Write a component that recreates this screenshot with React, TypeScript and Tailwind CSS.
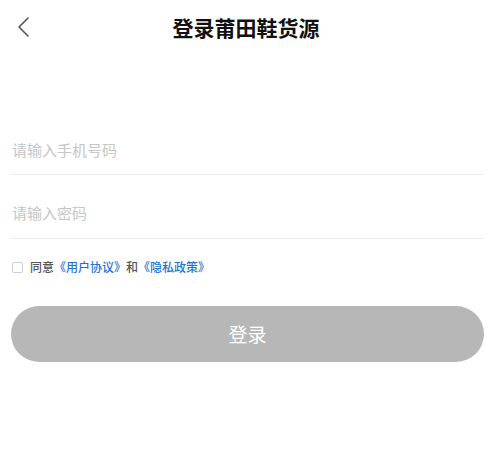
import { useState } from 'react'

const font = { fontFamily: '"Noto Sans CJK SC", "Noto Sans", sans-serif' }

function BackIcon() {
  return (
    <svg width="14" height="22" viewBox="0 0 14 22" fill="none" aria-hidden>
      <path d="M12 2 L3 11 L12 20" stroke="#555" strokeWidth="1.6" strokeLinecap="round" strokeLinejoin="round" />
    </svg>
  )
}

export default function App() {
  const [agree, setAgree] = useState(false)

  return (
    <div className="w-[500px] h-[468px] bg-white" style={font}>
      <header className="relative flex h-[54px] items-center justify-center">
        <button className="absolute left-[16px] top-[16px]" aria-label="返回">
          <BackIcon />
        </button>
        <h1 className="pr-[8px] text-[21px] font-bold leading-none text-[#111]">登录莆田鞋货源</h1>
      </header>

      <form className="ml-[11px] mr-[16px] mt-[86px]" onSubmit={e => e.preventDefault()}>
        <div className="border-b border-[#ececec] pb-[14px]">
          <input
            className="block h-[20px] w-full pl-[1px] text-[15px] leading-[20px] text-[#333] outline-none placeholder:text-[#c6c6c6]"
            placeholder="请输入手机号码"
          />
        </div>
        <div className="border-b border-[#ececec] pt-[28px] pb-[15px]">
          <input
            type="password"
            className="block h-[20px] w-full pl-[1px] text-[15px] leading-[20px] text-[#333] outline-none placeholder:text-[#c6c6c6]"
            placeholder="请输入密码"
          />
        </div>

        <label className="mt-[20px] flex items-center gap-[7px] text-[12px] font-medium leading-[16px] text-[#555]">
          <span
            onClick={() => setAgree(!agree)}
            className={`ml-[1px] block h-[11px] w-[11px] rounded-[2px] border ${agree ? 'border-[#1a73d9] bg-[#1a73d9]' : 'border-[#cfcfcf]'}`}
          />
          <span>
            同意<span className="text-[#1f74d6]">《用户协议》</span>和<span className="text-[#1f74d6]">《隐私政策》</span>
          </span>
        </label>

        <button
          type="submit"
          className="mt-[31px] flex h-[56px] w-full items-center justify-center rounded-full bg-[#b7b7b7] text-[19px] text-white"
        >
          登录
        </button>
      </form>
    </div>
  )
}
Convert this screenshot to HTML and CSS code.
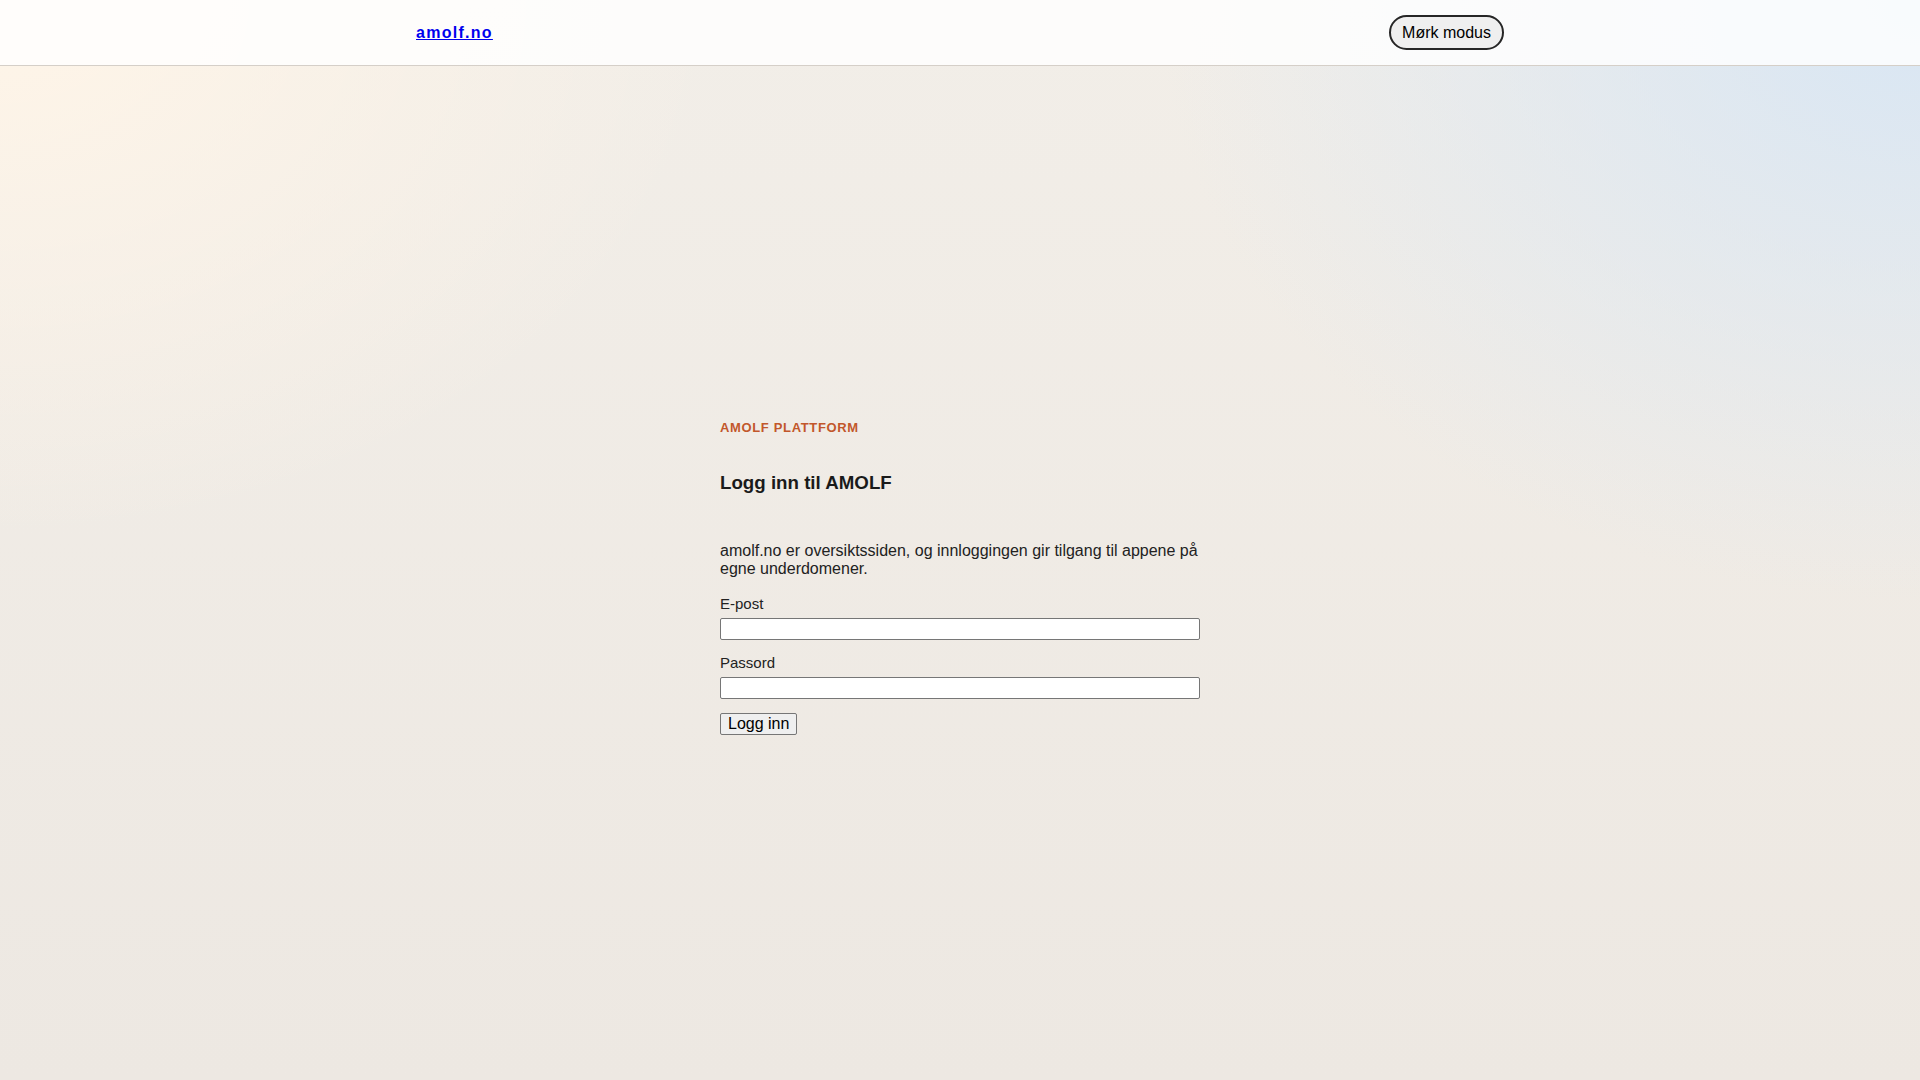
FILE: index.html
```html
<!DOCTYPE html>
<html lang="no">
<head>
<meta charset="utf-8">
<title>Logg inn til AMOLF</title>
<link rel="stylesheet" href="styles.css">
</head>
<body>
<header class="topbar">
  <div class="topbar-inner">
    <a class="brand" href="#">amolf.no</a>
    <button class="theme-toggle" type="button">Mørk modus</button>
  </div>
</header>
<main class="main">
  <section class="login">
    <p class="eyebrow">AMOLF plattform</p>
    <h1 class="title">Logg inn til AMOLF</h1>
    <p class="intro">amolf.no er oversiktssiden, og innloggingen gir tilgang til appene på egne underdomener.</p>
    <form class="form">
      <div class="field">
        <label class="label" for="email">E-post</label>
        <input class="input" id="email" type="email">
      </div>
      <div class="field">
        <label class="label" for="password">Passord</label>
        <input class="input" id="password" type="password">
      </div>
      <div class="actions">
        <button class="submit" type="submit">Logg inn</button>
      </div>
    </form>
  </section>
</main>
</body>
</html>
```

FILE: styles.css
```css
html {
  min-height: 100%;
  background-color: #eee9e3;
  background-image:
    radial-gradient(ellipse 720px 540px at 0% 0%, rgba(255, 245, 232, 1), rgba(255, 245, 232, 0) 100%),
    radial-gradient(ellipse 760px 600px at 100% 0%, rgba(216, 230, 244, 1), rgba(216, 230, 244, 0) 100%),
    linear-gradient(180deg, #f2eee8 0%, #ede8e2 100%);
  background-repeat: no-repeat;
  background-attachment: fixed;
}

body {
  margin: 0;
  font-family: "Liberation Sans", Arial, sans-serif;
  font-size: 16px;
  color: #1f1f1f;
}

.topbar {
  background: rgba(255, 255, 255, 0.82);
  border-bottom: 1px solid #d5cfc8;
}

.topbar-inner {
  max-width: 1088px;
  margin: 0 auto;
  height: 65px;
  display: flex;
  align-items: center;
  justify-content: space-between;
}

.brand {
  color: #0000ee;
  font-weight: bold;
  letter-spacing: 0.08em;
  text-decoration: underline;
}

.theme-toggle {
  font: inherit;
  color: #000;
  background: #efefef;
  border: 2px solid #262626;
  border-radius: 999px;
  padding: 6.5px 11px;
}

.main {
  min-height: calc(100vh - 66px);
  box-sizing: border-box;
  padding-top: 8px;
  display: flex;
  align-items: center;
  justify-content: center;
}

.login {
  width: 480px;
}

.eyebrow {
  margin: 0;
  font-size: 13px;
  font-weight: bold;
  letter-spacing: 0.05em;
  text-transform: uppercase;
  color: #c2572b;
}

.title {
  margin: 37px 0 0;
  font-size: 18.72px;
  font-weight: bold;
  color: #1a1a1a;
}

.intro {
  margin: 48px 0 0;
  color: #222;
}

.form {
  margin-top: 17px;
  display: grid;
  gap: 14px;
}

.field {
  display: grid;
  gap: 6px;
}

.label {
  font-size: 15px;
  color: #222;
}

.input {
  display: block;
  width: 100%;
  height: 22px;
  box-sizing: border-box;
  background: #fff;
  border: 1px solid #767676;
  border-radius: 2px;
  padding: 1px 2px;
  font-family: "Liberation Sans", Arial, sans-serif;
  font-size: 13.33px;
}

.actions {
  display: flex;
}

.submit {
  font: inherit;
  color: #000;
  background: #efefef;
  border: 1px solid #767676;
  border-radius: 2px;
  padding: 1px 7px;
}
```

### Exercise details
Quote every record above exactly, omitting any pictures they contain.

### Correct answer
Write a component that recreates this screenshot with React, TypeScript and Tailwind CSS.
import { useState } from 'react'

const font = { fontFamily: '"Noto Sans CJK SC", "Noto Sans", sans-serif' }

function BackIcon() {
  return (
    <svg width="14" height="22" viewBox="0 0 14 22" fill="none" aria-hidden>
      <path d="M12 2 L3 11 L12 20" stroke="#555" strokeWidth="1.6" strokeLinecap="round" strokeLinejoin="round" />
    </svg>
  )
}

export default function App() {
  const [agree, setAgree] = useState(false)

  return (
    <div className="w-[500px] h-[468px] bg-white" style={font}>
      <header className="relative flex h-[54px] items-center justify-center">
        <button className="absolute left-[16px] top-[16px]" aria-label="返回">
          <BackIcon />
        </button>
        <h1 className="pr-[8px] text-[21px] font-bold leading-none text-[#111]">登录莆田鞋货源</h1>
      </header>

      <form className="ml-[11px] mr-[16px] mt-[86px]" onSubmit={e => e.preventDefault()}>
        <div className="border-b border-[#ececec] pb-[14px]">
          <input
            className="block h-[20px] w-full pl-[1px] text-[15px] leading-[20px] text-[#333] outline-none placeholder:text-[#c6c6c6]"
            placeholder="请输入手机号码"
          />
        </div>
        <div className="border-b border-[#ececec] pt-[28px] pb-[15px]">
          <input
            type="password"
            className="block h-[20px] w-full pl-[1px] text-[15px] leading-[20px] text-[#333] outline-none placeholder:text-[#c6c6c6]"
            placeholder="请输入密码"
          />
        </div>

        <label className="mt-[20px] flex items-center gap-[7px] text-[12px] font-medium leading-[16px] text-[#555]">
          <span
            onClick={() => setAgree(!agree)}
            className={`ml-[1px] block h-[11px] w-[11px] rounded-[2px] border ${agree ? 'border-[#1a73d9] bg-[#1a73d9]' : 'border-[#cfcfcf]'}`}
          />
          <span>
            同意<span className="text-[#1f74d6]">《用户协议》</span>和<span className="text-[#1f74d6]">《隐私政策》</span>
          </span>
        </label>

        <button
          type="submit"
          className="mt-[31px] flex h-[56px] w-full items-center justify-center rounded-full bg-[#b7b7b7] text-[19px] text-white"
        >
          登录
        </button>
      </form>
    </div>
  )
}
Convert this screenshot to HTML and CSS code.
FILE: index.html
```html
<!DOCTYPE html>
<html lang="no">
<head>
<meta charset="utf-8">
<title>Logg inn til AMOLF</title>
<link rel="stylesheet" href="styles.css">
</head>
<body>
<header class="topbar">
  <div class="topbar-inner">
    <a class="brand" href="#">amolf.no</a>
    <button class="theme-toggle" type="button">Mørk modus</button>
  </div>
</header>
<main class="main">
  <section class="login">
    <p class="eyebrow">AMOLF plattform</p>
    <h1 class="title">Logg inn til AMOLF</h1>
    <p class="intro">amolf.no er oversiktssiden, og innloggingen gir tilgang til appene på egne underdomener.</p>
    <form class="form">
      <div class="field">
        <label class="label" for="email">E-post</label>
        <input class="input" id="email" type="email">
      </div>
      <div class="field">
        <label class="label" for="password">Passord</label>
        <input class="input" id="password" type="password">
      </div>
      <div class="actions">
        <button class="submit" type="submit">Logg inn</button>
      </div>
    </form>
  </section>
</main>
</body>
</html>
```

FILE: styles.css
```css
html {
  min-height: 100%;
  background-color: #eee9e3;
  background-image:
    radial-gradient(ellipse 720px 540px at 0% 0%, rgba(255, 245, 232, 1), rgba(255, 245, 232, 0) 100%),
    radial-gradient(ellipse 760px 600px at 100% 0%, rgba(216, 230, 244, 1), rgba(216, 230, 244, 0) 100%),
    linear-gradient(180deg, #f2eee8 0%, #ede8e2 100%);
  background-repeat: no-repeat;
  background-attachment: fixed;
}

body {
  margin: 0;
  font-family: "Liberation Sans", Arial, sans-serif;
  font-size: 16px;
  color: #1f1f1f;
}

.topbar {
  background: rgba(255, 255, 255, 0.82);
  border-bottom: 1px solid #d5cfc8;
}

.topbar-inner {
  max-width: 1088px;
  margin: 0 auto;
  height: 65px;
  display: flex;
  align-items: center;
  justify-content: space-between;
}

.brand {
  color: #0000ee;
  font-weight: bold;
  letter-spacing: 0.08em;
  text-decoration: underline;
}

.theme-toggle {
  font: inherit;
  color: #000;
  background: #efefef;
  border: 2px solid #262626;
  border-radius: 999px;
  padding: 6.5px 11px;
}

.main {
  min-height: calc(100vh - 66px);
  box-sizing: border-box;
  padding-top: 8px;
  display: flex;
  align-items: center;
  justify-content: center;
}

.login {
  width: 480px;
}

.eyebrow {
  margin: 0;
  font-size: 13px;
  font-weight: bold;
  letter-spacing: 0.05em;
  text-transform: uppercase;
  color: #c2572b;
}

.title {
  margin: 37px 0 0;
  font-size: 18.72px;
  font-weight: bold;
  color: #1a1a1a;
}

.intro {
  margin: 48px 0 0;
  color: #222;
}

.form {
  margin-top: 17px;
  display: grid;
  gap: 14px;
}

.field {
  display: grid;
  gap: 6px;
}

.label {
  font-size: 15px;
  color: #222;
}

.input {
  display: block;
  width: 100%;
  height: 22px;
  box-sizing: border-box;
  background: #fff;
  border: 1px solid #767676;
  border-radius: 2px;
  padding: 1px 2px;
  font-family: "Liberation Sans", Arial, sans-serif;
  font-size: 13.33px;
}

.actions {
  display: flex;
}

.submit {
  font: inherit;
  color: #000;
  background: #efefef;
  border: 1px solid #767676;
  border-radius: 2px;
  padding: 1px 7px;
}
```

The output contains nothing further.